Data
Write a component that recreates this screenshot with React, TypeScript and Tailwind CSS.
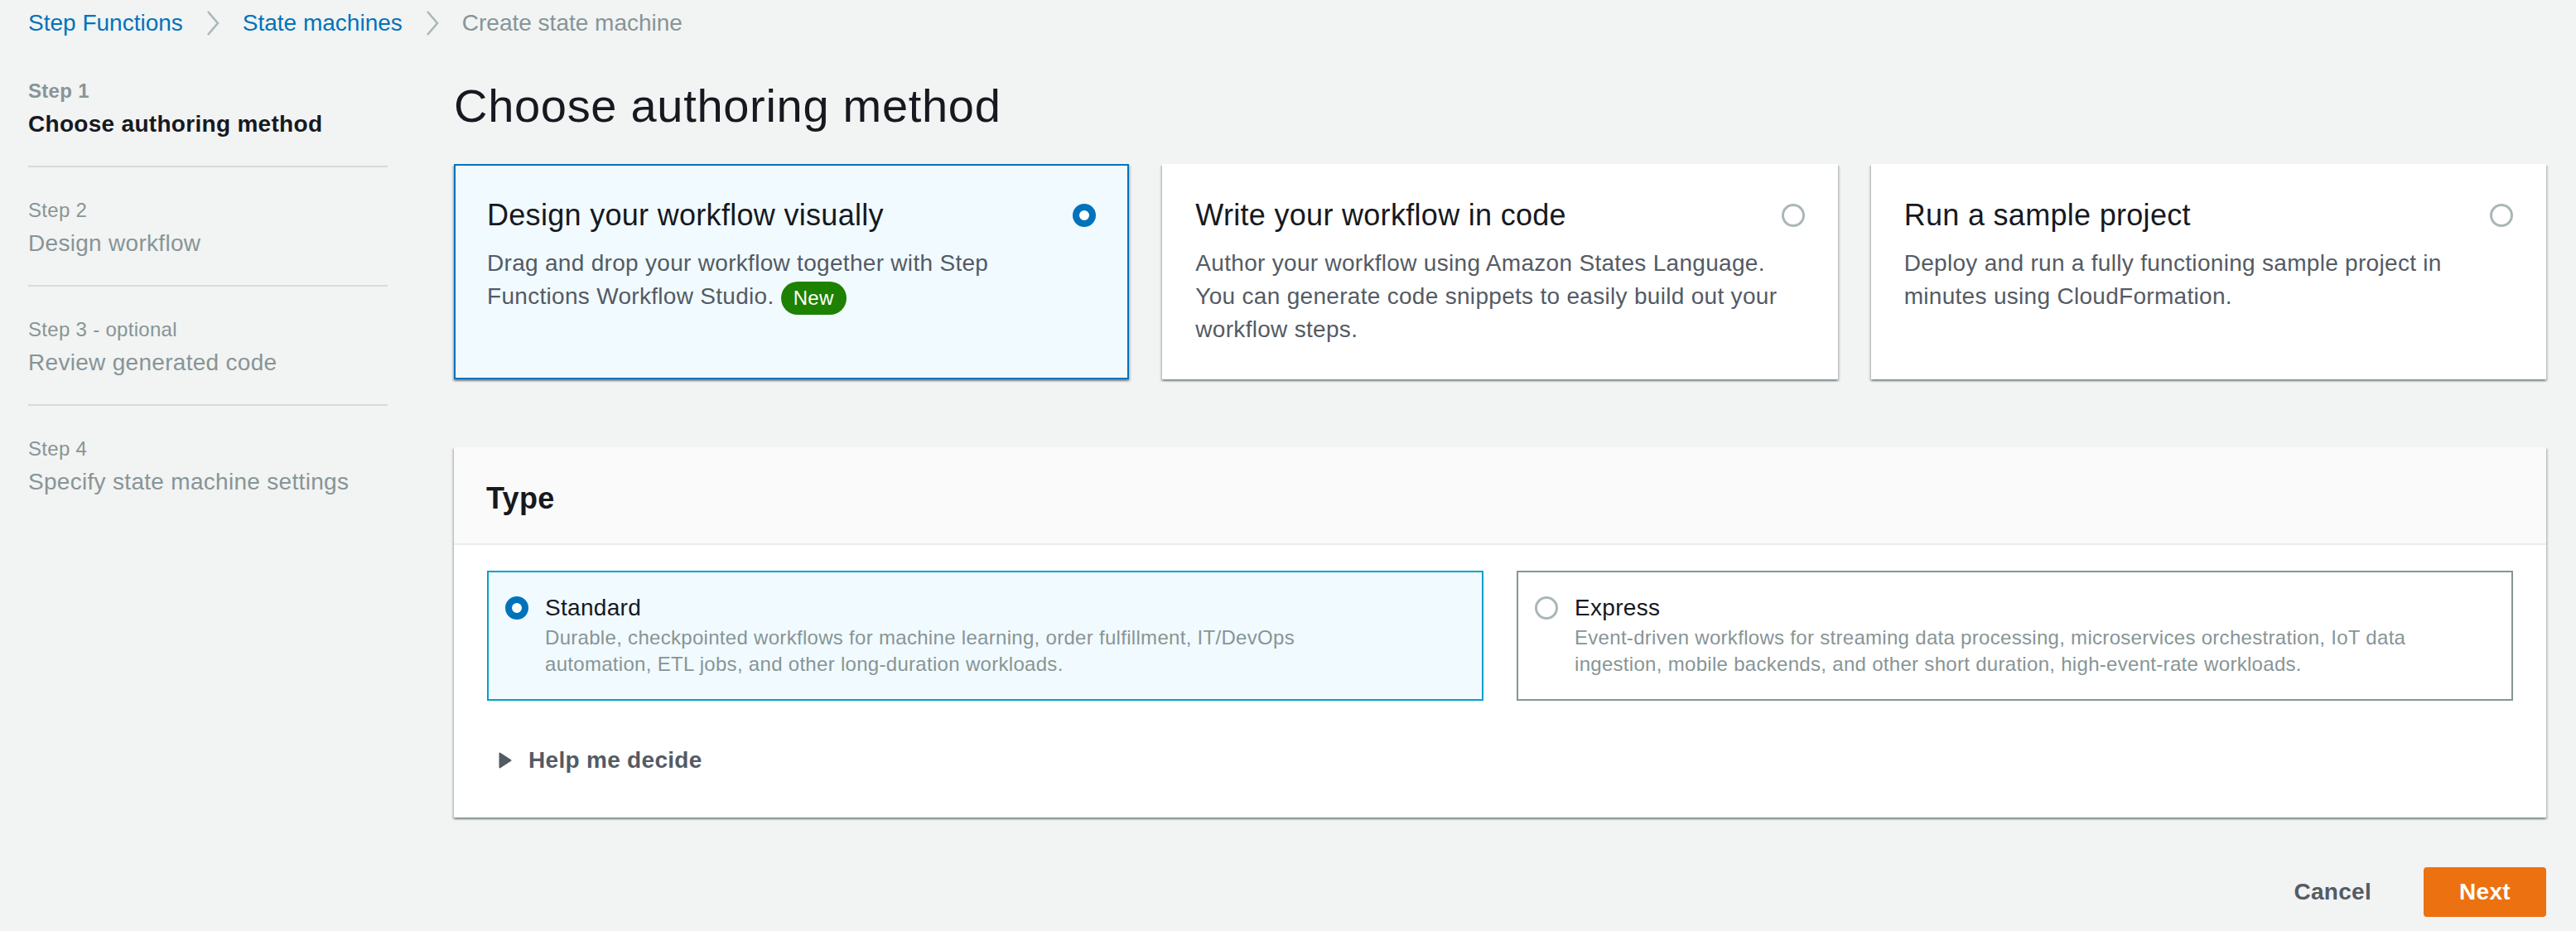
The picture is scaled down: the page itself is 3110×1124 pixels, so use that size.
import { ReactNode } from "react";

const steps = [
  { label: "Step 1", title: "Choose authoring method", active: true },
  { label: "Step 2", title: "Design workflow", active: false },
  { label: "Step 3 - optional", title: "Review generated code", active: false },
  { label: "Step 4", title: "Specify state machine settings", active: false },
];

const cardShadow =
  "shadow-[0_2px_2px_0_rgba(0,28,36,0.3),2px_2px_2px_0_rgba(0,28,36,0.15),-2px_2px_2px_0_rgba(0,28,36,0.15)]";

function Chevron() {
  return (
    <svg width="18" height="32" viewBox="0 0 18 32" className="mx-[27px] shrink-0">
      <polyline points="3,2 15,16 3,30" fill="none" stroke="#aab7b8" strokeWidth="2.5" />
    </svg>
  );
}

function Radio({ checked }: { checked: boolean }) {
  return checked ? (
    <span className="block h-[28px] w-[28px] shrink-0 rounded-full border-[8px] border-[#0073bb] bg-white" />
  ) : (
    <span className="block h-[28px] w-[28px] shrink-0 rounded-full border-[3px] border-[#aab7b8] bg-white" />
  );
}

function MethodCard({
  title,
  checked,
  children,
}: {
  title: string;
  checked: boolean;
  children: ReactNode;
}) {
  return (
    <div
      className={`min-h-[260px] border-2 px-[38px] pt-[38px] pb-[30px] ${cardShadow} ${
        checked ? "border-[#0073bb] bg-[#f1faff]" : "border-transparent bg-white"
      }`}
    >
      <div className="flex h-[44px] items-center justify-between">
        <div className="text-[36px] leading-[44px] text-[#16191f]">{title}</div>
        <Radio checked={checked} />
      </div>
      <div className="mt-[16px] text-[28px] leading-[40px] text-[#545b64]">{children}</div>
    </div>
  );
}

function TypeTile({
  title,
  checked,
  children,
}: {
  title: string;
  checked: boolean;
  children: ReactNode;
}) {
  return (
    <div
      className={`flex items-start gap-[20px] border-2 px-[20px] pt-[23px] pb-[26px] ${
        checked ? "border-[#00a1c9] bg-[#f1faff]" : "border-[#879596] bg-white"
      }`}
    >
      <div className="mt-[6px]">
        <Radio checked={checked} />
      </div>
      <div>
        <div className="text-[28px] leading-[40px] text-[#16191f]">{title}</div>
        <div className="text-[24px] leading-[32px] text-[#879596]">{children}</div>
      </div>
    </div>
  );
}

export default function App() {
  return (
    <div className="min-h-[1124px] w-full bg-[#f2f3f3] pl-[34px] pr-[36px] pt-[8px] font-['Liberation_Sans',Arial,sans-serif] tracking-[0.3px]">
      {/* breadcrumbs */}
      <nav className="flex h-[40px] items-center text-[28px] leading-[40px] tracking-normal">
        <span className="text-[#0073bb]">Step Functions</span>
        <Chevron />
        <span className="text-[#0073bb]">State machines</span>
        <Chevron />
        <span className="text-[#879596]">Create state machine</span>
      </nav>

      <div className="mt-[46px] flex gap-[80px]">
        {/* wizard steps */}
        <aside className="w-[434px] shrink-0">
          {steps.map((s, i) => (
            <div
              key={s.label}
              className={`${i === 0 ? "" : "pt-[36px]"} ${
                i === steps.length - 1 ? "" : "border-b-2 border-[#d5dbdb] pb-[30px]"
              }`}
            >
              <div
                className={`text-[24px] leading-[32px] text-[#879596] ${s.active ? "font-bold" : ""}`}
              >
                {s.label}
              </div>
              <div
                className={`mt-[4px] text-[28px] leading-[40px] ${
                  s.active ? "font-bold text-[#16191f]" : "text-[#879596]"
                }`}
              >
                {s.title}
              </div>
            </div>
          ))}
        </aside>

        <main className="min-w-0 flex-1">
          <h1 className="text-[56px] leading-[68px] font-normal tracking-[0.7px] text-[#16191f]">
            Choose authoring method
          </h1>

          <div className="mt-[36px] grid grid-cols-3 gap-[40px]">
            <MethodCard title="Design your workflow visually" checked>
              Drag and drop your workflow together with Step
              <br />
              Functions Workflow Studio.{" "}
              <span className="inline-block h-[40px] rounded-full bg-[#1d8102] px-[15px] align-middle text-[24px] leading-[40px] text-white">
                New
              </span>
            </MethodCard>
            <MethodCard title="Write your workflow in code" checked={false}>
              Author your workflow using Amazon States Language.
              <br />
              You can generate code snippets to easily build out your
              <br />
              workflow steps.
            </MethodCard>
            <MethodCard title="Run a sample project" checked={false}>
              Deploy and run a fully functioning sample project in
              <br />
              minutes using CloudFormation.
            </MethodCard>
          </div>

          <section className={`mt-[82px] bg-white ${cardShadow}`}>
            <div className="border-b-2 border-[#eaeded] bg-[#fafafa] px-[39px] pt-[40px] pb-[32px]">
              <h2 className="text-[36px] leading-[44px] font-bold text-[#16191f]">Type</h2>
            </div>
            <div className="px-[40px] pt-[31px] pb-[49px]">
              <div className="grid grid-cols-2 gap-[40px]">
                <TypeTile title="Standard" checked>
                  Durable, checkpointed workflows for machine learning, order fulfillment, IT/DevOps
                  <br />
                  automation, ETL jobs, and other long-duration workloads.
                </TypeTile>
                <TypeTile title="Express" checked={false}>
                  Event-driven workflows for streaming data processing, microservices orchestration, IoT data
                  <br />
                  ingestion, mobile backends, and other short duration, high-event-rate workloads.
                </TypeTile>
              </div>
              <div className="mt-[52px] flex h-[40px] items-center">
                <svg width="16" height="20" viewBox="0 0 16 20" className="ml-[14px] mr-[20px]">
                  <path d="M1.5 1.5 L14.5 10 L1.5 18.5 Z" fill="#545b64" stroke="#545b64" strokeWidth="2" strokeLinejoin="round" />
                </svg>
                <span className="text-[28px] leading-[40px] font-bold text-[#545b64]">Help me decide</span>
              </div>
            </div>
          </section>

          <div className="mt-[60px] flex items-center justify-end">
            <button className="mr-[63px] text-[28px] leading-[40px] font-bold text-[#545b64]">Cancel</button>
            <button className="h-[60px] w-[148px] rounded-[4px] bg-[#ec7211] text-[28px] leading-[40px] font-bold text-white">
              Next
            </button>
          </div>
        </main>
      </div>
    </div>
  );
}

Exercise brief
Exactly how many lines contain "with"? State the number and nothing else.

Answer for the task
2